Over the weekend, Sinofsky wrote about how the Sony breach reminds him of some of the big computer virus scares of the 1990s.
First, in 1996, something called the Word Concept worm started popping up on millions of computers. It displayed an alarming looking message like this:
It had hijacked a useful feature of Outlook, Microsoft’s email program.
Three years later, Sinofsky picked up the phone to a reporter “hyperventilating” about Melissa, another virus that also hijacked useful features of Outlook and Microsoft Word.
In both cases, Microsoft was forced to respond with massive changes to how these programs worked. But those changes broke useful functionality, and business customers got angry all over again. Sinofsky writes:
Enterprise customers were on the phone immediately. We were doing white papers. We were working with third parties who built and thrived on Outlook extensibility. We were arming consultants to rebuild workflows and add-ins. While we might have “caused” billions in damage with our oversight (in hindsight) it seemed like were doing more damage. Was the cure worse than the disease?
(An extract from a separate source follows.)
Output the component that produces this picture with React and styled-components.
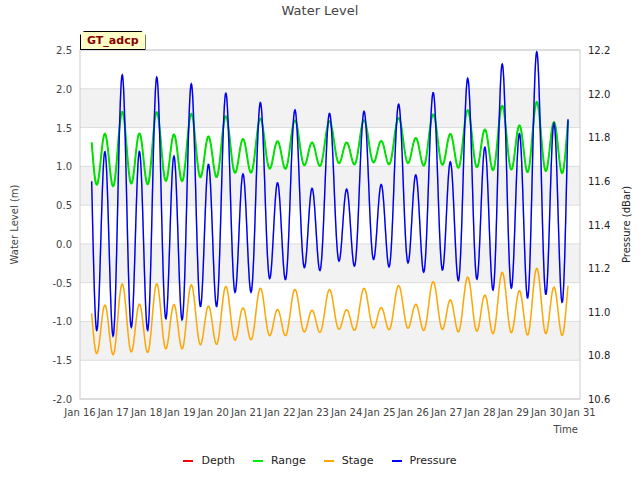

There were a couple of other defining security moments in the early 2000s — particularly the Code Red and Blaster worms, which kicked off a major program at Microsoft called “Trustworthy Computing” to make Windows and other products much more secure.
In each of these cases, computing technology progressed to a certain point because businesses demanded useful features: email programs that could handle more than just sending and receiving simple text messages, and computers connected to a network and the internet rather than standing on their own.
In each case, both the companies that made products (like Microsoft) and the businesses that used those products had to rethink how they did security.
Sinofsky argues that the Sony breach signals we’re at another one of those breaking points. Here’s why:
- Businesses have demanded more knobs and dials to configure computer systems. That’s great for flexibility, but it also means there are more places to attack.
- There are more places to execute code. As companies add more and more applications, that means there are more and more places to run code. It’s impossible for the people in charge of security to keep track of and secure all of these different places, but the bad guys only have to figure out one. As Sinofsky writes, “Macro languages, runtimes, and more — execution engine on top of programs/execution engines… Today’s platforms have an almost uncountable number of execution engines.”
- New ways of connecting to each other equal new “social engineering” angles. Most hacks rely on somebody inside a company doing something inadvertently wrong — giving a password away to a stranger posing as an IT director, installing malware from a seemingly harmless web site, or letting somebody who looks like they know what they’re doing into a building. When employees communicate mostly over email and the phone, these social engineering vectors could be somewhat tamped down — you could tell employees never to open attachments and not to give passwords out over the phone. But now there’s SMS, social media, weird web sites, malware on USB sticks that you can find at conferences or events, and millions of other ways for attackers to trick us.
The Sony hack is the culmination of these vulnerabilities, which rose up over time as companies demanded more and more productivity.
As in the past, it will take some time for security to catch up.
Sinofsky points to some possible solutions, like new ways of building operating systems (iOS, for instance, is much more restrictive than Windows or Mac OS are); cloud services (cloud providers know much more about security than the typical company, and take great pains to secure their services since an attack can put them out of business); and new authentication models like two-factor authentication (where you have to enter a password sent to you via SMS) or biometrics (like the iPhone’s fingerprint scanner).
But in the meantime, it’s going to be a wild ride.